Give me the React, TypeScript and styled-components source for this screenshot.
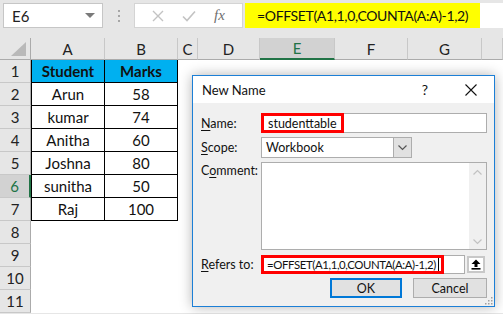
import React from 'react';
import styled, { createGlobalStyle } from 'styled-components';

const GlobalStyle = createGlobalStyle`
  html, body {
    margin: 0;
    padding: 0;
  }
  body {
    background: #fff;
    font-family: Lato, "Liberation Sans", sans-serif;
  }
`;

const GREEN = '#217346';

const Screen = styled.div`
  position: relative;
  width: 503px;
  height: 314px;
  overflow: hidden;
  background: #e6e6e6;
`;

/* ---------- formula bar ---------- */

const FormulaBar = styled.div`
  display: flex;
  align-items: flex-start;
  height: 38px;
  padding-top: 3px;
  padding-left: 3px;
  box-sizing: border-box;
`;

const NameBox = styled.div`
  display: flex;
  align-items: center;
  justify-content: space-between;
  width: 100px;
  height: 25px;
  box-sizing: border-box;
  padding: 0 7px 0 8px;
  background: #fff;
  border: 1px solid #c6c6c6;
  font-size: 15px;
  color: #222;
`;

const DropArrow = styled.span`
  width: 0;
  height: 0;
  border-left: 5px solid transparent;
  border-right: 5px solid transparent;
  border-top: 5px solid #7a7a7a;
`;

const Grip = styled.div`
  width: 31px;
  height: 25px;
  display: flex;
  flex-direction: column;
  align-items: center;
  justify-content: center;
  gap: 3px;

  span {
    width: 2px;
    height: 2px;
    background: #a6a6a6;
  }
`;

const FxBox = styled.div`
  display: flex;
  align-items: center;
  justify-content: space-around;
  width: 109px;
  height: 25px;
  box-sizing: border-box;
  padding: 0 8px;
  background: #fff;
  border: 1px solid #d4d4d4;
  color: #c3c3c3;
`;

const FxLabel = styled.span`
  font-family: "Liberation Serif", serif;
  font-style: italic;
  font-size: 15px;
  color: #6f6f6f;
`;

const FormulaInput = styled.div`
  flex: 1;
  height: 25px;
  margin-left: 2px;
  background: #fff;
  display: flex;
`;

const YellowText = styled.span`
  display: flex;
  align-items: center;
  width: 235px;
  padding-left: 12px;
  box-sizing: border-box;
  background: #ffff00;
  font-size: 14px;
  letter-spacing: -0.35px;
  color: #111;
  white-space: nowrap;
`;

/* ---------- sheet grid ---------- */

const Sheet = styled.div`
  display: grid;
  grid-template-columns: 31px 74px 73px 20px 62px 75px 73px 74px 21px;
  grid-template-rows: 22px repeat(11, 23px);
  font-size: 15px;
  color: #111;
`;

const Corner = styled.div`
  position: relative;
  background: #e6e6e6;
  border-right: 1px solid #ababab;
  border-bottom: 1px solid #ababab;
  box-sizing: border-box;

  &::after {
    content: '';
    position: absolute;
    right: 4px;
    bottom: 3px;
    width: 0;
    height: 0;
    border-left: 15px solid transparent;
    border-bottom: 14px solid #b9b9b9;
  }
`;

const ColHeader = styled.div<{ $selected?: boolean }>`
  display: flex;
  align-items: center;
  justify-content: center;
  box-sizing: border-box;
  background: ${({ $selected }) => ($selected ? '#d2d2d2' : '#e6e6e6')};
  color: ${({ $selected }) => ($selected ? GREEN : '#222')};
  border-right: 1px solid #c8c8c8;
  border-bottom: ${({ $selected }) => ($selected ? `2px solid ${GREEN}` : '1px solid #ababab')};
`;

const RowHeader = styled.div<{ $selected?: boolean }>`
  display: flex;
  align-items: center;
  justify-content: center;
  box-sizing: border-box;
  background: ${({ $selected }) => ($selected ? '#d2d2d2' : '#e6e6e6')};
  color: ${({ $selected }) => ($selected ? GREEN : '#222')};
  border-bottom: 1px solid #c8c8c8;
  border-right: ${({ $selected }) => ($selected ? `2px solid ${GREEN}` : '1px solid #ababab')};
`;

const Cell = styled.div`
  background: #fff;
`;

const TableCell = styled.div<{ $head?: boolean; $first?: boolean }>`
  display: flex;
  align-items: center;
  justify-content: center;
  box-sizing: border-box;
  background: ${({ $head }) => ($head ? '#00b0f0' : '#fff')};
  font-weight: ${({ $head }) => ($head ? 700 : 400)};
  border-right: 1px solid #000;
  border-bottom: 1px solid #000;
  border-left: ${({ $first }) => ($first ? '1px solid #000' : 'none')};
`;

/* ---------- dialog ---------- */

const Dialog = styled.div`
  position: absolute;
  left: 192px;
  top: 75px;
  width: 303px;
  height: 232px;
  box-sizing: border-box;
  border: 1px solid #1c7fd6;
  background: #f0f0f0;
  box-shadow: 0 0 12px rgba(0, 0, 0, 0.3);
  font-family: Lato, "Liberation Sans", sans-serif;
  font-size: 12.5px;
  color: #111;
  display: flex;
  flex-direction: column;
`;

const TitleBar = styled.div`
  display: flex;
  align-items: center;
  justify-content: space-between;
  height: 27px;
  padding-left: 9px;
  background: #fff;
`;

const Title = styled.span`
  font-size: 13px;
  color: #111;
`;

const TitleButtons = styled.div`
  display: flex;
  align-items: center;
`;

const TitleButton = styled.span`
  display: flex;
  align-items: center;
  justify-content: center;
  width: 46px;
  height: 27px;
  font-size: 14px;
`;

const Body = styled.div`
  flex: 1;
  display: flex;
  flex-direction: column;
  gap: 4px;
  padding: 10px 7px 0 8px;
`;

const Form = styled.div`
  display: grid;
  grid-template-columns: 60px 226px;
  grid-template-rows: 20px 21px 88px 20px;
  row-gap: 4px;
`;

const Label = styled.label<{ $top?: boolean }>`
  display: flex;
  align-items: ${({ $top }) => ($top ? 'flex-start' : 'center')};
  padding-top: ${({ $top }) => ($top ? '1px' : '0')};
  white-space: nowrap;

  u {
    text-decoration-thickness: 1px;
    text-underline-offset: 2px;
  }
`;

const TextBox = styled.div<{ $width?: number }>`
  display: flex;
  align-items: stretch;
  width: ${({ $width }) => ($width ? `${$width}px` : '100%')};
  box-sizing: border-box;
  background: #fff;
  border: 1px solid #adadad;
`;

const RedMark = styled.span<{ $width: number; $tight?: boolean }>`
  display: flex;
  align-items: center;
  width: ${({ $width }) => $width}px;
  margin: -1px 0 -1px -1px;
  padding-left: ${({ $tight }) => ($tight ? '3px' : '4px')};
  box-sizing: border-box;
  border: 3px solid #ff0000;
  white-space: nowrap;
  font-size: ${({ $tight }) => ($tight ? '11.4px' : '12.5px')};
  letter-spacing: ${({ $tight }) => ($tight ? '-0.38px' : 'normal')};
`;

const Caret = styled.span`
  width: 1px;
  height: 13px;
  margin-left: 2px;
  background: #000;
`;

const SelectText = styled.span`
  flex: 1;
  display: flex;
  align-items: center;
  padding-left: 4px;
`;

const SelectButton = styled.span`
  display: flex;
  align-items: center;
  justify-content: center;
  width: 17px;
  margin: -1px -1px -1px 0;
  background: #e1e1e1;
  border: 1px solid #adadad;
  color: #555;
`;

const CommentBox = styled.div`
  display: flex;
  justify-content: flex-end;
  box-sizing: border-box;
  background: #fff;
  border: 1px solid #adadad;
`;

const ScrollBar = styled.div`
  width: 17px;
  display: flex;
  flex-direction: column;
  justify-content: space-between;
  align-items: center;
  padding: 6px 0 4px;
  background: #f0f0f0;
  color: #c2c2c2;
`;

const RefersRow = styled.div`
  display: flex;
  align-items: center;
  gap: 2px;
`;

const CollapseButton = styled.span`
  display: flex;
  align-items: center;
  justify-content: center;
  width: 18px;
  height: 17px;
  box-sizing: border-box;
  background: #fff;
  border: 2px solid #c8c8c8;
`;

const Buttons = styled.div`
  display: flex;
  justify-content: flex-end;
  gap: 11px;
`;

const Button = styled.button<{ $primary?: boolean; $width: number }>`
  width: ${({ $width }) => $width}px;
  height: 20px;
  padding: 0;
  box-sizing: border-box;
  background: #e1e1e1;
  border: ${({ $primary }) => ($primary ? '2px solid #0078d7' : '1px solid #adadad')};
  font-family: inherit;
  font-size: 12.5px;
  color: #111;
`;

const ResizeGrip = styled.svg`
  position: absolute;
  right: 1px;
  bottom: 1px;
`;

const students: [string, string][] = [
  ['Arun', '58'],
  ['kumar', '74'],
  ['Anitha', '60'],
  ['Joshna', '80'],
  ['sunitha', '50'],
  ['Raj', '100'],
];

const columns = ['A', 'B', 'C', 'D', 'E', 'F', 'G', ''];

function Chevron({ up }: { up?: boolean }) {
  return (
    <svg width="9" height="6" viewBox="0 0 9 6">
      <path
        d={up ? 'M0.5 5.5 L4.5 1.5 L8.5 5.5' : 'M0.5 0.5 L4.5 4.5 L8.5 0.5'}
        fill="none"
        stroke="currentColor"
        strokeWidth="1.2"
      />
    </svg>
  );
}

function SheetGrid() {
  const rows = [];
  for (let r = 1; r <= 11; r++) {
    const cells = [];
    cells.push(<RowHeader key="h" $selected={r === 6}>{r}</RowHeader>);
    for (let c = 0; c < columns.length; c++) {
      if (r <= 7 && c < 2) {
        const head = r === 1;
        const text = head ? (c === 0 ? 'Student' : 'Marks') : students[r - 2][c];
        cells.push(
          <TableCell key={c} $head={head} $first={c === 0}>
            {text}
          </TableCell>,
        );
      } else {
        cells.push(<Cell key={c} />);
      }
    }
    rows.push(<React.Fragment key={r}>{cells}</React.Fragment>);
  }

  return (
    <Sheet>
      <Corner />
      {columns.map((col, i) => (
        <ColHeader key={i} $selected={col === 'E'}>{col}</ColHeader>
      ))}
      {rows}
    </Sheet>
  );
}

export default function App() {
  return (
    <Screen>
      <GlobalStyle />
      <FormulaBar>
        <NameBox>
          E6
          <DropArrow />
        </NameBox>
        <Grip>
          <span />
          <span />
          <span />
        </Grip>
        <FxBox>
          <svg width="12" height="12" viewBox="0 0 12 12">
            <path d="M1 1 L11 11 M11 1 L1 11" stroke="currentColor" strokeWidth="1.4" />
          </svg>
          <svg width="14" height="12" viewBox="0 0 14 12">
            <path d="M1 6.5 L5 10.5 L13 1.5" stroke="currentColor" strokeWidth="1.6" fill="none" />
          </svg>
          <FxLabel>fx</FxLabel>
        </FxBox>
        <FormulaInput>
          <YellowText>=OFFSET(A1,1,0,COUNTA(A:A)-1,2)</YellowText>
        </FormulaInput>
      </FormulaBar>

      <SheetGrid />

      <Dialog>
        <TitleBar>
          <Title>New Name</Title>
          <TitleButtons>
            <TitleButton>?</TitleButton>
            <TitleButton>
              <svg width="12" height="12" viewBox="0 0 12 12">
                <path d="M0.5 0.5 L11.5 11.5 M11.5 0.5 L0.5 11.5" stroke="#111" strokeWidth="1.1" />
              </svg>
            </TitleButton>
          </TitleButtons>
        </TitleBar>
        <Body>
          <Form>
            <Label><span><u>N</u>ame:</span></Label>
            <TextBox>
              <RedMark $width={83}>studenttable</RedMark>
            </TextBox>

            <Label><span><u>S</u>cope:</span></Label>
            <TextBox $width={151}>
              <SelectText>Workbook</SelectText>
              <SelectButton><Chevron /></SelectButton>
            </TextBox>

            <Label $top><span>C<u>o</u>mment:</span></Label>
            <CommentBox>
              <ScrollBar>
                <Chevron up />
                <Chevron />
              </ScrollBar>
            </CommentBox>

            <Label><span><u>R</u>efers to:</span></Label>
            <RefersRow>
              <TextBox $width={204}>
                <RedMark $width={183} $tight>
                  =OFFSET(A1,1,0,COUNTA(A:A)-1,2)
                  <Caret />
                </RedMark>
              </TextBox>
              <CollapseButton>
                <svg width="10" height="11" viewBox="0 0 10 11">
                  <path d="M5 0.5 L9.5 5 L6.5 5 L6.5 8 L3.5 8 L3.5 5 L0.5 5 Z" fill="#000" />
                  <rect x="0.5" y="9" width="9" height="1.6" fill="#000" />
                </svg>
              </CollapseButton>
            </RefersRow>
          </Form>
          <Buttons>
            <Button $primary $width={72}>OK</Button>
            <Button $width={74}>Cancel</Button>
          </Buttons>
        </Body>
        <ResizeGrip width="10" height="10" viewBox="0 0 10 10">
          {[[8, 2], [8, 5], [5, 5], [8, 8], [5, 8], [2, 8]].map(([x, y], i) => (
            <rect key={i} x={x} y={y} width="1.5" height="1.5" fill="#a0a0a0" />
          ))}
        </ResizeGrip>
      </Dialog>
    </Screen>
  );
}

+---+

**Exercise**
Print, exactly as written, the lines above from the first one to the one containing "const GREEN = '#217346';". Leave out pictures.

**Task answer**
Give me the React, TypeScript and styled-components source for this screenshot.
import React from 'react';
import styled, { createGlobalStyle } from 'styled-components';

const GlobalStyle = createGlobalStyle`
  html, body {
    margin: 0;
    padding: 0;
  }
  body {
    background: #fff;
    font-family: Lato, "Liberation Sans", sans-serif;
  }
`;

const GREEN = '#217346';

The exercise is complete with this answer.